## start

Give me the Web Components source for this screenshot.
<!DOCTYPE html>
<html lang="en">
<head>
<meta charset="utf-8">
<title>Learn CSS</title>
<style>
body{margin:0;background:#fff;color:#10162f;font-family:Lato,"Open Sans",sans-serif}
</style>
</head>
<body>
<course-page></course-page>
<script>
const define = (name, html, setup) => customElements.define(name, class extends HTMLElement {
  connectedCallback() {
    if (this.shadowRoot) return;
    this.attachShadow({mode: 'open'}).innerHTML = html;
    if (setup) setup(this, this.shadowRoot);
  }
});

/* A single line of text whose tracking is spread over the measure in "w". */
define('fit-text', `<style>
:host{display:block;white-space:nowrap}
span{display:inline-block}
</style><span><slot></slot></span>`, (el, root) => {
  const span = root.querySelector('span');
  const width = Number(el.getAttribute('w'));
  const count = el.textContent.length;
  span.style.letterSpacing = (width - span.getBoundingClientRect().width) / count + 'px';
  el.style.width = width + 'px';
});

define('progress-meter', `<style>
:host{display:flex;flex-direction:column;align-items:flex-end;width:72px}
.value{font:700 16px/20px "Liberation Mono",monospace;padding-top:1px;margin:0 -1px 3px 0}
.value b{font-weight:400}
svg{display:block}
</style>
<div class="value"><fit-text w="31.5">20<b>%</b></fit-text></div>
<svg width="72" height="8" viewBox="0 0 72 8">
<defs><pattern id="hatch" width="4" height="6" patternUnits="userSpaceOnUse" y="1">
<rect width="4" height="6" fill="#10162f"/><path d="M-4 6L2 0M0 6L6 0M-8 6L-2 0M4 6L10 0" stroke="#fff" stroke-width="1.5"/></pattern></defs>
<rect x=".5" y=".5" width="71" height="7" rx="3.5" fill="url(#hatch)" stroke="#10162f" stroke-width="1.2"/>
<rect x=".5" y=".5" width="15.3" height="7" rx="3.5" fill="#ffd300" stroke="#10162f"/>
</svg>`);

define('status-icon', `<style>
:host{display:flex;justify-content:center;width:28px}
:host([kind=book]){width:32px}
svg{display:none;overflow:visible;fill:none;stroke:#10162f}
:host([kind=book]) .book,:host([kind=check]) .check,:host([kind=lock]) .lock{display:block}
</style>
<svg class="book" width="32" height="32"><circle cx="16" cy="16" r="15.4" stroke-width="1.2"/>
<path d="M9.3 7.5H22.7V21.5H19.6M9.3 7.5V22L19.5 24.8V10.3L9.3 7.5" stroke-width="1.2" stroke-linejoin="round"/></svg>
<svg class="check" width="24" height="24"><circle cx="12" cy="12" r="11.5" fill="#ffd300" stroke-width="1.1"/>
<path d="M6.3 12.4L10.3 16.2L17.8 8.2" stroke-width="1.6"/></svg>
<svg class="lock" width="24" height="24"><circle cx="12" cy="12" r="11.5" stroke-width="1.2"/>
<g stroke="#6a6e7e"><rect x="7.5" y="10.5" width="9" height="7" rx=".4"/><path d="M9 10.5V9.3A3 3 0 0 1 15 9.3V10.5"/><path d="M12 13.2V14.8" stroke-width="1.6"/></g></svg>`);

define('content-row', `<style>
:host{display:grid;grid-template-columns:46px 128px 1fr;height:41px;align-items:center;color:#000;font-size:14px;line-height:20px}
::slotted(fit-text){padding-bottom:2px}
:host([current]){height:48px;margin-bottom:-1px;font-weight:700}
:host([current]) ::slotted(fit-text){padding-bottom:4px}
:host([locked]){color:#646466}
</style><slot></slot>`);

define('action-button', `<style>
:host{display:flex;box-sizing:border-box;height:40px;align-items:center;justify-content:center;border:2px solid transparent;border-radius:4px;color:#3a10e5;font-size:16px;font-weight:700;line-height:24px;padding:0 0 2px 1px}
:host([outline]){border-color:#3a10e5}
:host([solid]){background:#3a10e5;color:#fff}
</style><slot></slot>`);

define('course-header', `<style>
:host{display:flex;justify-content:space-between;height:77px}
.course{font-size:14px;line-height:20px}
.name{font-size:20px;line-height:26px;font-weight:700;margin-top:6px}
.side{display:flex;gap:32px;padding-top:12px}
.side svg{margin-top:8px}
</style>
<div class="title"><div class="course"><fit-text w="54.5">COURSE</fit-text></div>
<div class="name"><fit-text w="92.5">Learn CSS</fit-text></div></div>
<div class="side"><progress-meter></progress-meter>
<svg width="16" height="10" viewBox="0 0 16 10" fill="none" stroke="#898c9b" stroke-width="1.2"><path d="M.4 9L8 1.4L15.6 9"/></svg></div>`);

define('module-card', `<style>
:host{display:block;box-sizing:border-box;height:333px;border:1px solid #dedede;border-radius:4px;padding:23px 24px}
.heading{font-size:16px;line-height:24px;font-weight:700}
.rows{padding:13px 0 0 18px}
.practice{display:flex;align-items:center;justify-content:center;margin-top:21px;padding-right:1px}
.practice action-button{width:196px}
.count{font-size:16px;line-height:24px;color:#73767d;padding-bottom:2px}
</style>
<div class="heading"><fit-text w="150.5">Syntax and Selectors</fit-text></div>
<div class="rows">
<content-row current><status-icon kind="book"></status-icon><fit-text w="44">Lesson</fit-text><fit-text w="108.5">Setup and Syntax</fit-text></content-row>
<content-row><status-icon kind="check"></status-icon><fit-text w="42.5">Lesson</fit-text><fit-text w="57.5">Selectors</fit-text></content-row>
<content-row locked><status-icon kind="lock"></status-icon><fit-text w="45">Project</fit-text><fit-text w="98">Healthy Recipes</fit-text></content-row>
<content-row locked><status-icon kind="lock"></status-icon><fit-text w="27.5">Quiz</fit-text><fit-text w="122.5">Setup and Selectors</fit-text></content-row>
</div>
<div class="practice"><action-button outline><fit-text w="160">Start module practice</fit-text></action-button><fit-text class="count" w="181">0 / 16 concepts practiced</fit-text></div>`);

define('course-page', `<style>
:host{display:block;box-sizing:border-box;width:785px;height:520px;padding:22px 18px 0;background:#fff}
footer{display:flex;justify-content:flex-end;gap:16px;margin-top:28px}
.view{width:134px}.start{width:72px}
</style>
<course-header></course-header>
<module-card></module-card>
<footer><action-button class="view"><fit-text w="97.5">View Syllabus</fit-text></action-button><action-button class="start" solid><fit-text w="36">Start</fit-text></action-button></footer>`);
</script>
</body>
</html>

## end

Stated task: Quote the whole listing above, leaving nothing out.

Exercise solution:
Give me the Web Components source for this screenshot.
<!DOCTYPE html>
<html lang="en">
<head>
<meta charset="utf-8">
<title>Learn CSS</title>
<style>
body{margin:0;background:#fff;color:#10162f;font-family:Lato,"Open Sans",sans-serif}
</style>
</head>
<body>
<course-page></course-page>
<script>
const define = (name, html, setup) => customElements.define(name, class extends HTMLElement {
  connectedCallback() {
    if (this.shadowRoot) return;
    this.attachShadow({mode: 'open'}).innerHTML = html;
    if (setup) setup(this, this.shadowRoot);
  }
});

/* A single line of text whose tracking is spread over the measure in "w". */
define('fit-text', `<style>
:host{display:block;white-space:nowrap}
span{display:inline-block}
</style><span><slot></slot></span>`, (el, root) => {
  const span = root.querySelector('span');
  const width = Number(el.getAttribute('w'));
  const count = el.textContent.length;
  span.style.letterSpacing = (width - span.getBoundingClientRect().width) / count + 'px';
  el.style.width = width + 'px';
});

define('progress-meter', `<style>
:host{display:flex;flex-direction:column;align-items:flex-end;width:72px}
.value{font:700 16px/20px "Liberation Mono",monospace;padding-top:1px;margin:0 -1px 3px 0}
.value b{font-weight:400}
svg{display:block}
</style>
<div class="value"><fit-text w="31.5">20<b>%</b></fit-text></div>
<svg width="72" height="8" viewBox="0 0 72 8">
<defs><pattern id="hatch" width="4" height="6" patternUnits="userSpaceOnUse" y="1">
<rect width="4" height="6" fill="#10162f"/><path d="M-4 6L2 0M0 6L6 0M-8 6L-2 0M4 6L10 0" stroke="#fff" stroke-width="1.5"/></pattern></defs>
<rect x=".5" y=".5" width="71" height="7" rx="3.5" fill="url(#hatch)" stroke="#10162f" stroke-width="1.2"/>
<rect x=".5" y=".5" width="15.3" height="7" rx="3.5" fill="#ffd300" stroke="#10162f"/>
</svg>`);

define('status-icon', `<style>
:host{display:flex;justify-content:center;width:28px}
:host([kind=book]){width:32px}
svg{display:none;overflow:visible;fill:none;stroke:#10162f}
:host([kind=book]) .book,:host([kind=check]) .check,:host([kind=lock]) .lock{display:block}
</style>
<svg class="book" width="32" height="32"><circle cx="16" cy="16" r="15.4" stroke-width="1.2"/>
<path d="M9.3 7.5H22.7V21.5H19.6M9.3 7.5V22L19.5 24.8V10.3L9.3 7.5" stroke-width="1.2" stroke-linejoin="round"/></svg>
<svg class="check" width="24" height="24"><circle cx="12" cy="12" r="11.5" fill="#ffd300" stroke-width="1.1"/>
<path d="M6.3 12.4L10.3 16.2L17.8 8.2" stroke-width="1.6"/></svg>
<svg class="lock" width="24" height="24"><circle cx="12" cy="12" r="11.5" stroke-width="1.2"/>
<g stroke="#6a6e7e"><rect x="7.5" y="10.5" width="9" height="7" rx=".4"/><path d="M9 10.5V9.3A3 3 0 0 1 15 9.3V10.5"/><path d="M12 13.2V14.8" stroke-width="1.6"/></g></svg>`);

define('content-row', `<style>
:host{display:grid;grid-template-columns:46px 128px 1fr;height:41px;align-items:center;color:#000;font-size:14px;line-height:20px}
::slotted(fit-text){padding-bottom:2px}
:host([current]){height:48px;margin-bottom:-1px;font-weight:700}
:host([current]) ::slotted(fit-text){padding-bottom:4px}
:host([locked]){color:#646466}
</style><slot></slot>`);

define('action-button', `<style>
:host{display:flex;box-sizing:border-box;height:40px;align-items:center;justify-content:center;border:2px solid transparent;border-radius:4px;color:#3a10e5;font-size:16px;font-weight:700;line-height:24px;padding:0 0 2px 1px}
:host([outline]){border-color:#3a10e5}
:host([solid]){background:#3a10e5;color:#fff}
</style><slot></slot>`);

define('course-header', `<style>
:host{display:flex;justify-content:space-between;height:77px}
.course{font-size:14px;line-height:20px}
.name{font-size:20px;line-height:26px;font-weight:700;margin-top:6px}
.side{display:flex;gap:32px;padding-top:12px}
.side svg{margin-top:8px}
</style>
<div class="title"><div class="course"><fit-text w="54.5">COURSE</fit-text></div>
<div class="name"><fit-text w="92.5">Learn CSS</fit-text></div></div>
<div class="side"><progress-meter></progress-meter>
<svg width="16" height="10" viewBox="0 0 16 10" fill="none" stroke="#898c9b" stroke-width="1.2"><path d="M.4 9L8 1.4L15.6 9"/></svg></div>`);

define('module-card', `<style>
:host{display:block;box-sizing:border-box;height:333px;border:1px solid #dedede;border-radius:4px;padding:23px 24px}
.heading{font-size:16px;line-height:24px;font-weight:700}
.rows{padding:13px 0 0 18px}
.practice{display:flex;align-items:center;justify-content:center;margin-top:21px;padding-right:1px}
.practice action-button{width:196px}
.count{font-size:16px;line-height:24px;color:#73767d;padding-bottom:2px}
</style>
<div class="heading"><fit-text w="150.5">Syntax and Selectors</fit-text></div>
<div class="rows">
<content-row current><status-icon kind="book"></status-icon><fit-text w="44">Lesson</fit-text><fit-text w="108.5">Setup and Syntax</fit-text></content-row>
<content-row><status-icon kind="check"></status-icon><fit-text w="42.5">Lesson</fit-text><fit-text w="57.5">Selectors</fit-text></content-row>
<content-row locked><status-icon kind="lock"></status-icon><fit-text w="45">Project</fit-text><fit-text w="98">Healthy Recipes</fit-text></content-row>
<content-row locked><status-icon kind="lock"></status-icon><fit-text w="27.5">Quiz</fit-text><fit-text w="122.5">Setup and Selectors</fit-text></content-row>
</div>
<div class="practice"><action-button outline><fit-text w="160">Start module practice</fit-text></action-button><fit-text class="count" w="181">0 / 16 concepts practiced</fit-text></div>`);

define('course-page', `<style>
:host{display:block;box-sizing:border-box;width:785px;height:520px;padding:22px 18px 0;background:#fff}
footer{display:flex;justify-content:flex-end;gap:16px;margin-top:28px}
.view{width:134px}.start{width:72px}
</style>
<course-header></course-header>
<module-card></module-card>
<footer><action-button class="view"><fit-text w="97.5">View Syllabus</fit-text></action-button><action-button class="start" solid><fit-text w="36">Start</fit-text></action-button></footer>`);
</script>
</body>
</html>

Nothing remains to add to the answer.